Delphi Automotive PLC and Mobileye NV are teaming up to work on producing off-the-shelf systems for everything from small cars to sport utilities and pickup trucks beginning 2019—and help them carve out a central role in the race to supply technology for driverless vehicles.
The pair will jointly invest “several hundred million dollars” in the effort, but a spokesman declined to provide other details.
In January, Delphi and Mobileye expect to demonstrate a system that can navigate tough road conditions, such as entering a roundabout, merging into highway traffic, or making left turns across multiple traffic lanes.

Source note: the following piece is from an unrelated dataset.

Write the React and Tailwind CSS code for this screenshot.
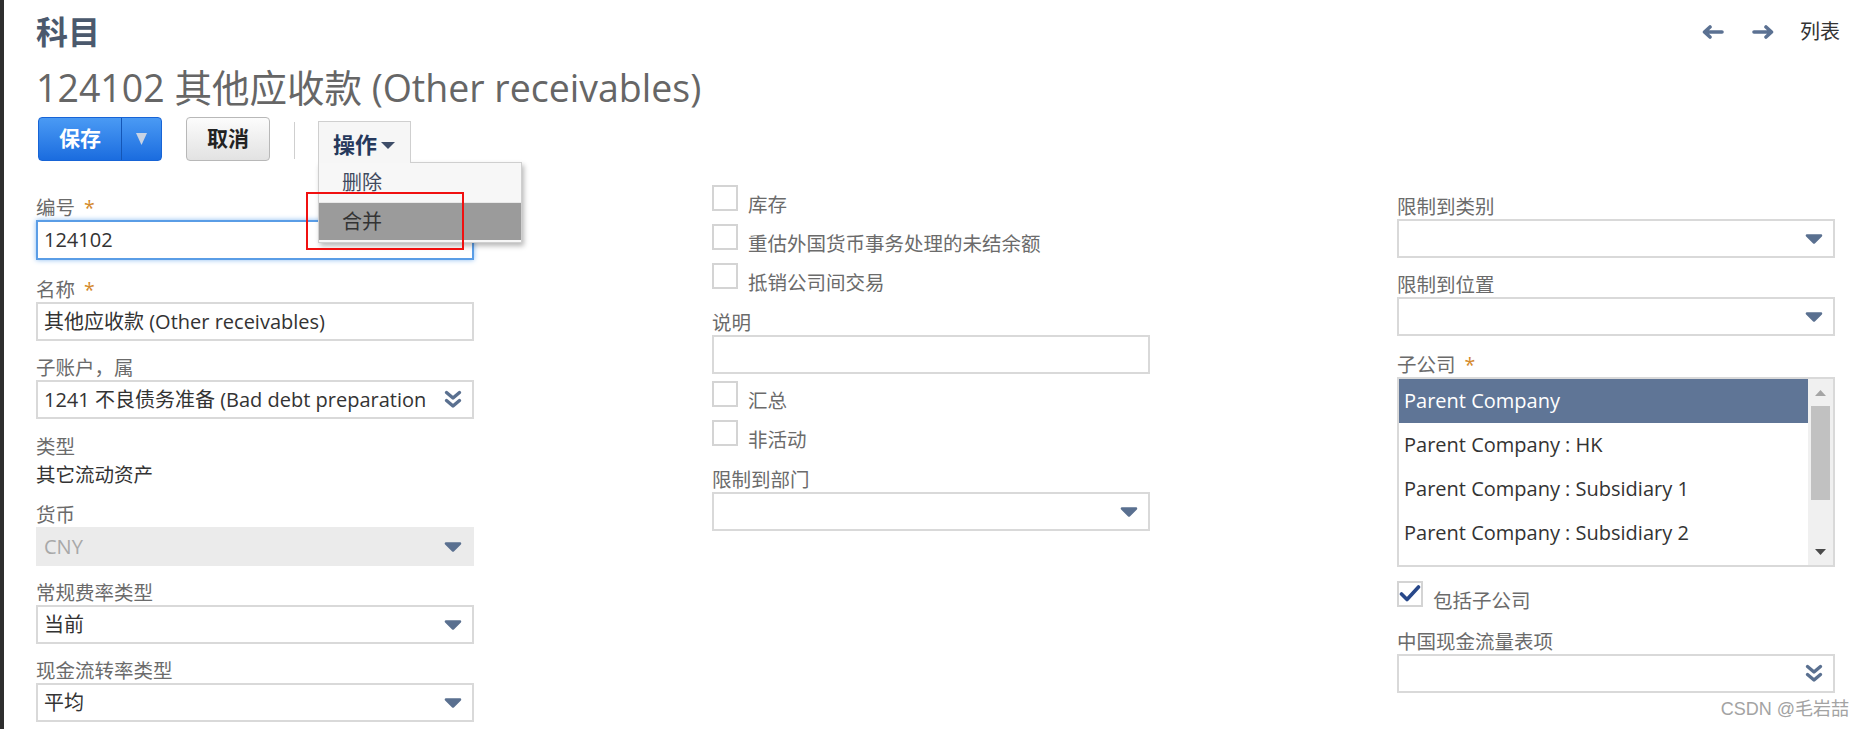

Their system won’t be ready until 2019 and tech integration in future vehicles could take as much as two years, the companies concede, making it unlikely to hit the market until 2021 or 2022.
Mobileye Chairman and Chief Technology Officer Amnon Shashua said the pair hope to overcome any timing hurdles by offering “a new level of driving intelligence,” mimicking a driver’s decision making behind the wheel in complex situations.
The joint project by Mobileye and Delphi could appeal to smaller and midsize car companies that don’t have the deep pockets of a GM to fund the big capital outlays needed to develop driverless technology in-house. Mobileye already has partnerships with some auto makers, including BMW AG.
“At this early stage, I think there is an interest by auto makers to be able to do as much as they can themselves,” said Jeremy Carlson, an analyst with consultants IHS Automotive. “The auto makers ultimately are going to be liable for all these systems. The need to know what the systems are doing.”